Similar to listening to music, working out has been proven to relieve stress as it gives you a rush of endorphins. It also takes your brain away from thinking about the problem at hand — i.e. writer’s block — and allows your mind to wander elsewhere.
4. Stream of consciousness
I’m pretty sure every high school English teacher has made their students participate in the stream of consciousness writing at one point or another. If you don’t know, it’s really simple—pull out a sheet of paper and literally just write. It doesn’t matter what comes to mind.
A book! Something! Anything! I recognize reading a good-ole-fashion book has become outdated (although I do highly recommend, there’s no feeling like finishing the last page of a hella good book). Regardless of if you’re an avid reader or not, reading something someone else has written — a magazine, a blog post, etc. — is a surefire way to spark some creativity.
6. Ask friends for suggestions
Some of my best pieces, in my opinion, have been inspired by brief conversations with my best friends. When you’re not the one in need of a topic it’s easier to come up with one.
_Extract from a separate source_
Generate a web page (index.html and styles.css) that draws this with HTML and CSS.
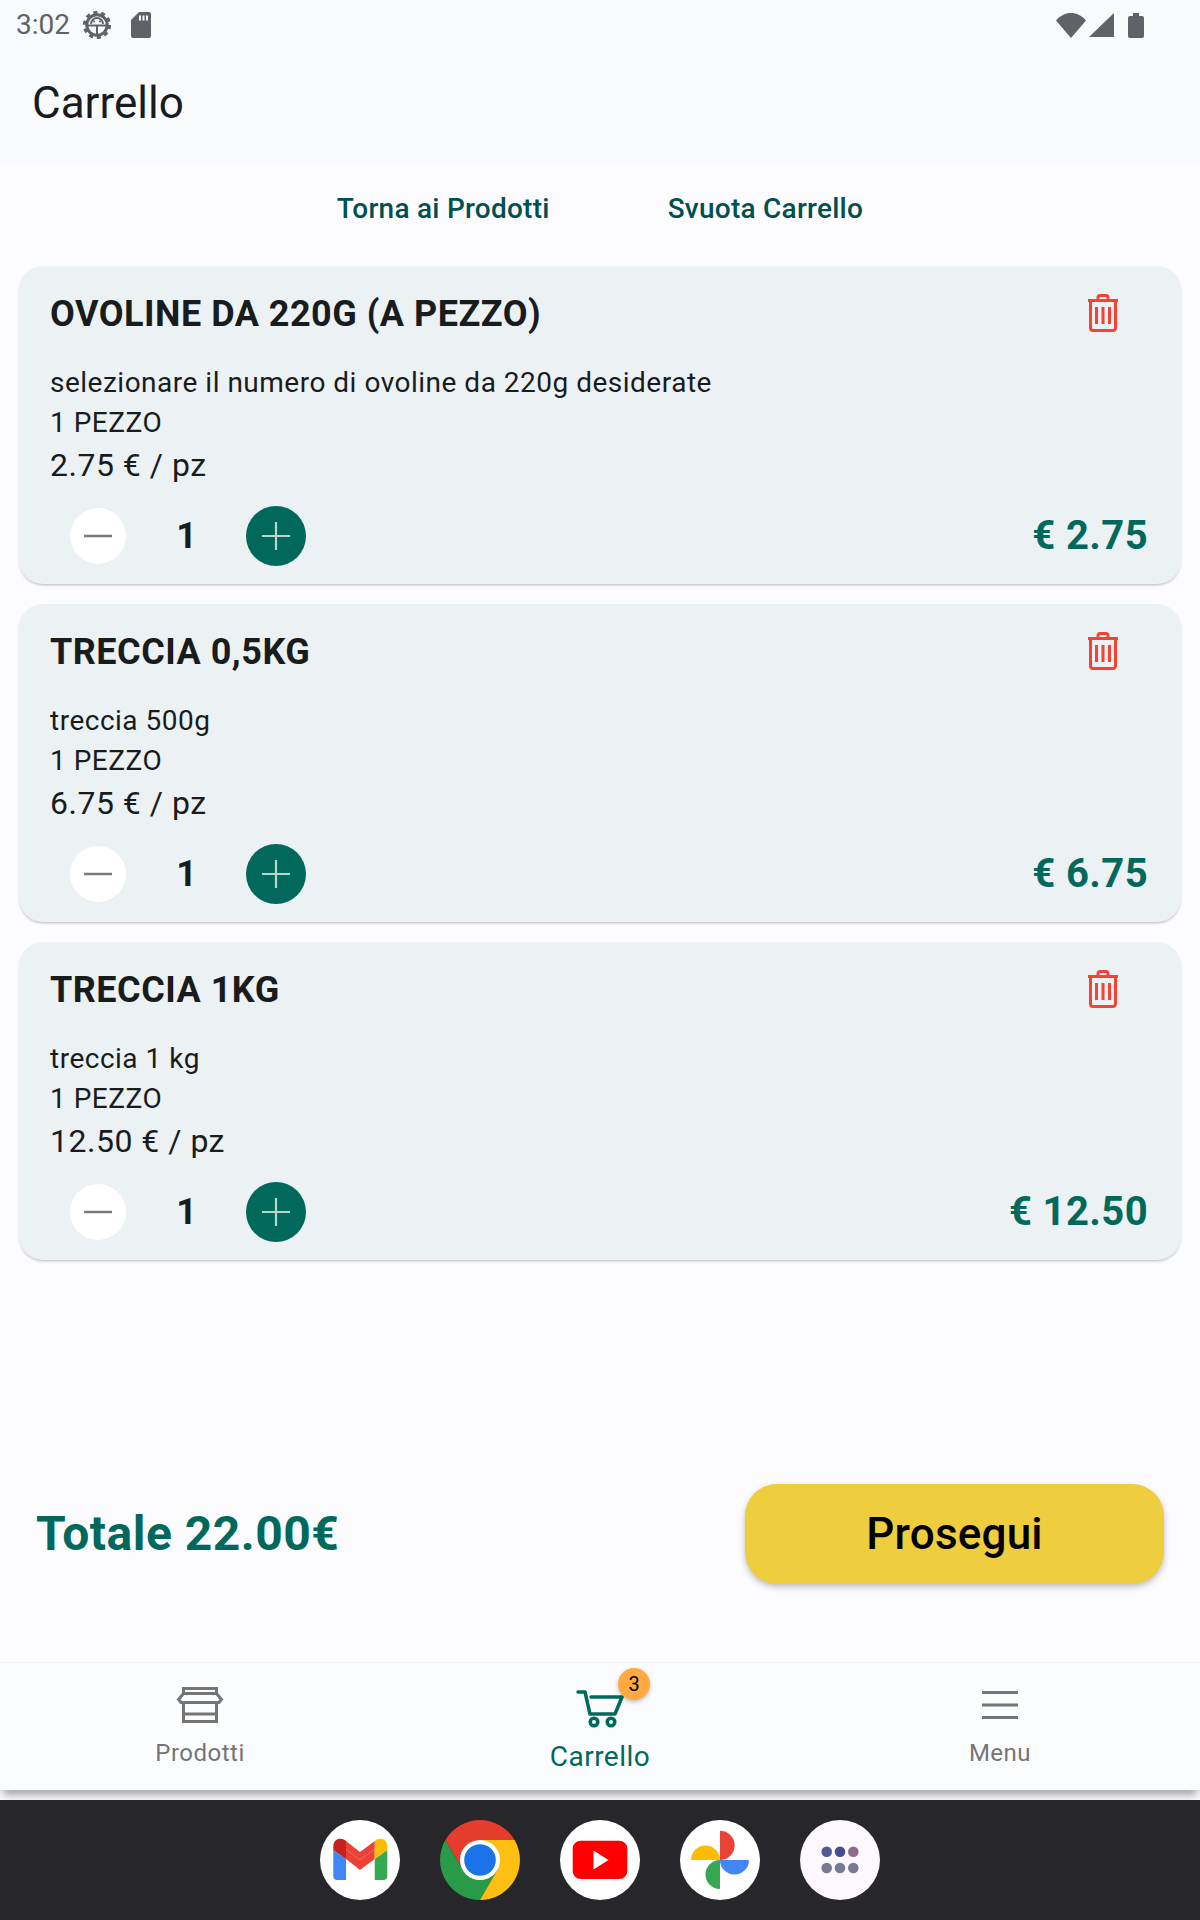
FILE: index.html
```html
<!DOCTYPE html>
<html lang="it">
<head>
<meta charset="utf-8">
<title>Carrello</title>
<link rel="stylesheet" href="styles.css">
</head>
<body>
<div class="screen">
  <header class="top">
    <div class="status">
      <span class="time">3:02</span>
      <svg class="gear" viewBox="0 0 28 28"><circle cx="14" cy="14" r="10.2" fill="none" stroke="#5f6368" stroke-width="3"/><circle cx="14" cy="14" r="12.6" fill="none" stroke="#5f6368" stroke-width="3" stroke-dasharray="4.1 3.8"/><path d="M5 14.5H23M14 14.5V23M8 13a6 6 0 0 1 12 0" fill="none" stroke="#5f6368" stroke-width="2"/><circle cx="11" cy="10.5" r="1" fill="#5f6368"/><circle cx="17" cy="10.5" r="1" fill="#5f6368"/></svg>
      <svg class="sd" viewBox="0 0 20 26"><path d="M8 0H18a2 2 0 0 1 2 2V24a2 2 0 0 1-2 2H2a2 2 0 0 1-2-2V8Z" fill="#5f6368"/><path d="M8 3.500h2v5H8ZM11.500 3.500h2v5h-2ZM15 3.500h2v5h-2Z" fill="#f9fafc"/></svg>
      <span class="status-gap"></span>
      <svg class="wifi" viewBox="0 0 30 25"><path d="M0 7.500C8-2.500 22-2.500 30 7.500L15 25Z" fill="#5f6368"/></svg>
      <svg class="signal" viewBox="0 0 25 24"><path d="M25 0V24H0Z" fill="#5f6368"/></svg>
      <svg class="battery" viewBox="0 0 16 25"><path d="M5 0H11V3H14a2 2 0 0 1 2 2V23a2 2 0 0 1-2 2H2a2 2 0 0 1-2-2V5a2 2 0 0 1 2-2H5Z" fill="#5f6368"/></svg>
    </div>
    <div class="appbar"><h1 class="apptitle">Carrello</h1></div>
  </header>

  <nav class="links">
    <a class="link">Torna ai Prodotti</a>
    <a class="link">Svuota Carrello</a>
  </nav>

  <main class="list">
    <article class="card">
      <div class="card-head">
        <h2 class="name">OVOLINE DA 220G (A PEZZO)</h2>
        <svg class="trash" viewBox="0 0 32 38"><use href="#trash-shape"/></svg>
      </div>
      <p class="line">selezionare il numero di ovoline da 220g desiderate</p>
      <p class="line">1 PEZZO</p>
      <p class="unit">2.75 € / pz</p>
      <div class="qty-row">
        <button class="minus"><svg class="op" viewBox="0 0 28 28"><path d="M0 14H28" stroke="#7a7a7a" stroke-width="2.500"/></svg></button>
        <span class="count">1</span>
        <button class="plus"><svg class="op" viewBox="0 0 28 28"><path d="M0 14H28M14 0V28" stroke="#b4d8cd" stroke-width="2.200"/></svg></button>
        <span class="sum">€ 2.75</span>
      </div>
    </article>

    <article class="card">
      <div class="card-head">
        <h2 class="name">TRECCIA 0,5KG</h2>
        <svg class="trash" viewBox="0 0 32 38"><use href="#trash-shape"/></svg>
      </div>
      <p class="line">treccia 500g</p>
      <p class="line">1 PEZZO</p>
      <p class="unit">6.75 € / pz</p>
      <div class="qty-row">
        <button class="minus"><svg class="op" viewBox="0 0 28 28"><path d="M0 14H28" stroke="#7a7a7a" stroke-width="2.500"/></svg></button>
        <span class="count">1</span>
        <button class="plus"><svg class="op" viewBox="0 0 28 28"><path d="M0 14H28M14 0V28" stroke="#b4d8cd" stroke-width="2.200"/></svg></button>
        <span class="sum">€ 6.75</span>
      </div>
    </article>

    <article class="card">
      <div class="card-head">
        <h2 class="name">TRECCIA 1KG</h2>
        <svg class="trash" viewBox="0 0 32 38"><use href="#trash-shape"/></svg>
      </div>
      <p class="line">treccia 1 kg</p>
      <p class="line">1 PEZZO</p>
      <p class="unit">12.50 € / pz</p>
      <div class="qty-row">
        <button class="minus"><svg class="op" viewBox="0 0 28 28"><path d="M0 14H28" stroke="#7a7a7a" stroke-width="2.500"/></svg></button>
        <span class="count">1</span>
        <button class="plus"><svg class="op" viewBox="0 0 28 28"><path d="M0 14H28M14 0V28" stroke="#b4d8cd" stroke-width="2.200"/></svg></button>
        <span class="sum">€ 12.50</span>
      </div>
    </article>
  </main>

  <section class="checkout">
    <strong class="total">Totale 22.00€</strong>
    <button class="next">Prosegui</button>
  </section>

  <footer class="tabs">
    <div class="tab">
      <svg class="tab-icon" viewBox="0 0 48 48"><g fill="none" stroke="#757575" stroke-width="3"><path d="M7.500 13V7.500H40.500V13"/><path d="M7.500 12.500H40.500L45.500 18.500L43 21.500H5L2.500 18.500Z"/><path d="M7.500 21.500V40.500H40.500V21.500M7.500 33H40.500"/></g><path d="M5 21a3 3 0 0 0 5.600 0a3 3 0 0 0 5.600 0a3 3 0 0 0 5.600 0a3 3 0 0 0 5.600 0a3 3 0 0 0 5.600 0a3 3 0 0 0 5.600 0a3 3 0 0 0 5.600 0Z" fill="#757575"/></svg>
      <span class="tab-label">Prodotti</span>
    </div>
    <div class="tab tab-active">
      <div class="cart-wrap">
        <svg class="cart" viewBox="0 0 48 44"><g fill="none" stroke="#00695c" stroke-width="3.500" stroke-linecap="round" stroke-linejoin="round"><path d="M2 3H9L14 25H39L46 8H15"/><circle cx="18" cy="33" r="3.800"/><circle cx="35" cy="33" r="3.800"/></g></svg>
        <span class="badge">3</span>
      </div>
      <span class="tab-label-active">Carrello</span>
    </div>
    <div class="tab">
      <svg class="tab-icon" viewBox="0 0 48 48"><path d="M6 11.500H42M6 24H42M6 36.500H42" stroke="#757575" stroke-width="3"/></svg>
      <span class="tab-label">Menu</span>
    </div>
  </footer>

  <div class="dock">
    <svg class="app" viewBox="0 0 80 80"><circle cx="40" cy="40" r="40" fill="#fff"/><path d="M13.300 30V56a4 4 0 0 0 4 4H26V39Z" fill="#4285f4"/><path d="M67.300 30V56a4 4 0 0 1-4 4H54.700V39Z" fill="#34a853"/><path d="M26 29 40 40 54.700 29V39L40 50 26 39Z" fill="#ea4335"/><path d="M13.300 30V26C13.300 19 21 16.500 26 21V39Z" fill="#c5221f"/><path d="M67.300 30V26C67.300 19 59.500 16.500 54.700 21V39Z" fill="#fbbc04"/><path d="M26 21 40 32 54.700 21V29L40 40 26 29Z" fill="#ea4335"/></svg>
    <svg class="app" viewBox="0 0 80 80"><path d="M5.400 20A40 40 0 0 1 74.600 20H40L22.700 50Z" fill="#e53c2e"/><path d="M5.400 20A40 40 0 0 0 40 80L57.300 50H22.700Z" fill="#279b48"/><path d="M74.600 20A40 40 0 0 1 40 80L57.300 50 40 20Z" fill="#fdc012"/><circle cx="40" cy="40" r="20" fill="#fff"/><circle cx="40" cy="40" r="15.800" fill="#1a73e8"/></svg>
    <svg class="app" viewBox="0 0 80 80"><circle cx="40" cy="40" r="40" fill="#fff"/><rect x="12.700" y="20.700" width="54.600" height="38.300" rx="8" fill="#f00"/><path d="M33.500 30.500 48.500 40 33.500 49.500Z" fill="#fff"/></svg>
    <svg class="app" viewBox="0 0 80 80"><circle cx="40" cy="40" r="40" fill="#fff"/><path d="M40 10.700A14.650 14.650 0 0 1 40 40Z" fill="#ea4335"/><path d="M11 40A14.500 14.500 0 0 1 40 40Z" fill="#fbbc04"/><path d="M40 40A14.500 14.500 0 0 0 69 40Z" fill="#4285f4"/><path d="M40 40A14.500 14.500 0 0 0 40 69Z" fill="#34a853"/></svg>
    <svg class="app" viewBox="0 0 80 80"><circle cx="40" cy="40" r="40" fill="#fcf8fd"/><circle cx="26.700" cy="31.700" r="5.300" fill="#4f5a94"/><circle cx="40" cy="31.700" r="5.300" fill="#444e8c"/><circle cx="53.300" cy="31.700" r="5.300" fill="#8b6a8c"/><circle cx="26.700" cy="48" r="5.300" fill="#777a90"/><circle cx="40" cy="48" r="5.300" fill="#777a90"/><circle cx="53.300" cy="48" r="5.300" fill="#777a90"/></svg>
  </div>
</div>

<svg class="defs" width="0" height="0"><defs><g id="trash-shape"><path d="M11 6V3.500A2 2 0 0 1 13 1.500H19A2 2 0 0 1 21 3.500V6M1 6.500H31" fill="none" stroke="#f44336" stroke-width="3"/><path d="M3.500 6.500V34A2.500 2.500 0 0 0 6 36.500H26A2.500 2.500 0 0 0 28.500 34V6.500" fill="none" stroke="#f44336" stroke-width="3"/><path d="M9.500 13V30M16 13V30M22.500 13V30" stroke="#f44336" stroke-width="3"/></g></defs></svg>
</body>
</html>
```
FILE: styles.css
```css
* { box-sizing: border-box; }
html, body { margin: 0; padding: 0; }
body { font-family: Roboto, "Noto Sans", sans-serif; background: #fcfcff; color: #191c1d; }
.screen { width: 1200px; height: 1920px; display: flex; flex-direction: column; overflow: hidden; }
.defs { display: block; }

.top { background: #f9fafc; height: 162px; flex: none; }
.status { height: 50px; display: flex; align-items: center; padding: 0 56px 0 16px; }
.time { font-size: 28px; color: #5f6368; line-height: 50px; width: 67px; }
.gear { width: 28px; height: 28px; }
.sd { width: 20px; height: 26px; margin-left: 20px; }
.status-gap { flex: 1; }
.wifi { width: 30px; height: 25px; }
.signal { width: 25px; height: 24px; margin-left: 3px; }
.battery { width: 16px; height: 25px; margin-left: 14px; }
.appbar { height: 112px; padding: 0 0 6px 32px; display: flex; align-items: center; }
.apptitle { font-size: 44px; font-weight: 400; margin: 0; line-height: 52px; color: #191c1d; }

.links { height: 94px; flex: none; display: flex; align-items: center; justify-content: center; gap: 118px; }
.link { font-size: 28px; font-weight: 500; letter-spacing: .25px; color: #00504f; line-height: 36px; }

.list { flex: 1; padding: 10px 19px 0; display: flex; flex-direction: column; gap: 20px; }
.card { height: 318px; flex: none; background: #ecf1f3; border-radius: 24px; padding: 24px 33px 18px 31px; box-shadow: 0 2px 3px -1px rgba(0,0,0,.28); }
.card-head { height: 48px; display: flex; align-items: center; justify-content: space-between; margin-bottom: 25px; }
.name { font-size: 36px; font-weight: 700; line-height: 48px; margin: 0; letter-spacing: .5px; color: #191c1d; }
.trash { width: 32px; height: 38px; margin: -2px 29px 0 0; }
.line { font-size: 28px; line-height: 40px; margin: 0; letter-spacing: .5px; color: #191c1d; }
.unit { font-size: 32px; line-height: 45px; margin: 0; letter-spacing: .5px; color: #191c1d; }
.qty-row { height: 60px; margin-top: 18px; display: flex; align-items: center; padding-left: 20px; }
.minus, .plus { border: 0; padding: 0; border-radius: 50%; display: flex; align-items: center; justify-content: center; flex: none; }
.minus { width: 56px; height: 56px; background: #fff; }
.plus { width: 60px; height: 60px; background: #00695c; }
.op { width: 28px; height: 28px; }
.count { width: 120px; text-align: center; font-size: 36px; font-weight: 700; line-height: 60px; padding-left: 1px; }
.sum { margin-left: auto; font-size: 40px; font-weight: 700; letter-spacing: .4px; color: #00695c; line-height: 60px; }

.checkout { flex: none; height: 178px; padding: 0 36px 78px 36px; display: flex; align-items: center; justify-content: space-between; }
.total { font-size: 48px; font-weight: 700; letter-spacing: .5px; color: #00695c; line-height: 56px; }
.next { width: 419px; height: 100px; border: 0; border-radius: 32px; background: #eecd3f; color: #000; font: 500 44px Roboto, sans-serif; letter-spacing: .2px; box-shadow: 0 3px 6px rgba(0,0,0,.25); }

.tabs { flex: none; height: 128px; background: #fbfcfe; border-top: 1px solid #f1f1f4; display: flex; box-shadow: 0 8px 8px -3px rgba(0,0,0,.35); }
.tab { width: 400px; display: flex; flex-direction: column; align-items: center; }
.tab-icon { width: 48px; height: 48px; margin-top: 18px; }
.tab-label { font-size: 24px; line-height: 30px; letter-spacing: .5px; color: #757575; margin-top: 9px; }
.tab-active { position: relative; }
.cart-wrap { position: relative; width: 48px; height: 44px; margin-top: 26px; }
.cart { width: 48px; height: 44px; display: block; }
.badge { position: absolute; left: 42px; top: -21px; width: 32px; height: 32px; border-radius: 50%; background: #ffa940; font-size: 20px; line-height: 32px; text-align: center; color: #000; box-shadow: 0 2px 4px rgba(0,0,0,.25); }
.tab-label-active { font-size: 28px; line-height: 34px; letter-spacing: .5px; color: #00695c; margin-top: 7px; }

.dock { flex: none; height: 120px; margin-top: 10px; background: #26262b; display: flex; justify-content: center; align-items: center; gap: 40px; }
.app { width: 80px; height: 80px; }
```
Use your friends to your best advantage.
7. Do something you love
In other words, do one of your hobbies. If you’re a painter, paint, a runner, run, a knitter, knit. For me, I play guitar. Doing something you love is a stress reliever, so you won’t feel as pressured to come up with an idea as you did before.
Different things work for different people, but we all experience writer’s block at one point or another. Ultimately, you have to find what works best for you. Moral of the story: don’t stress.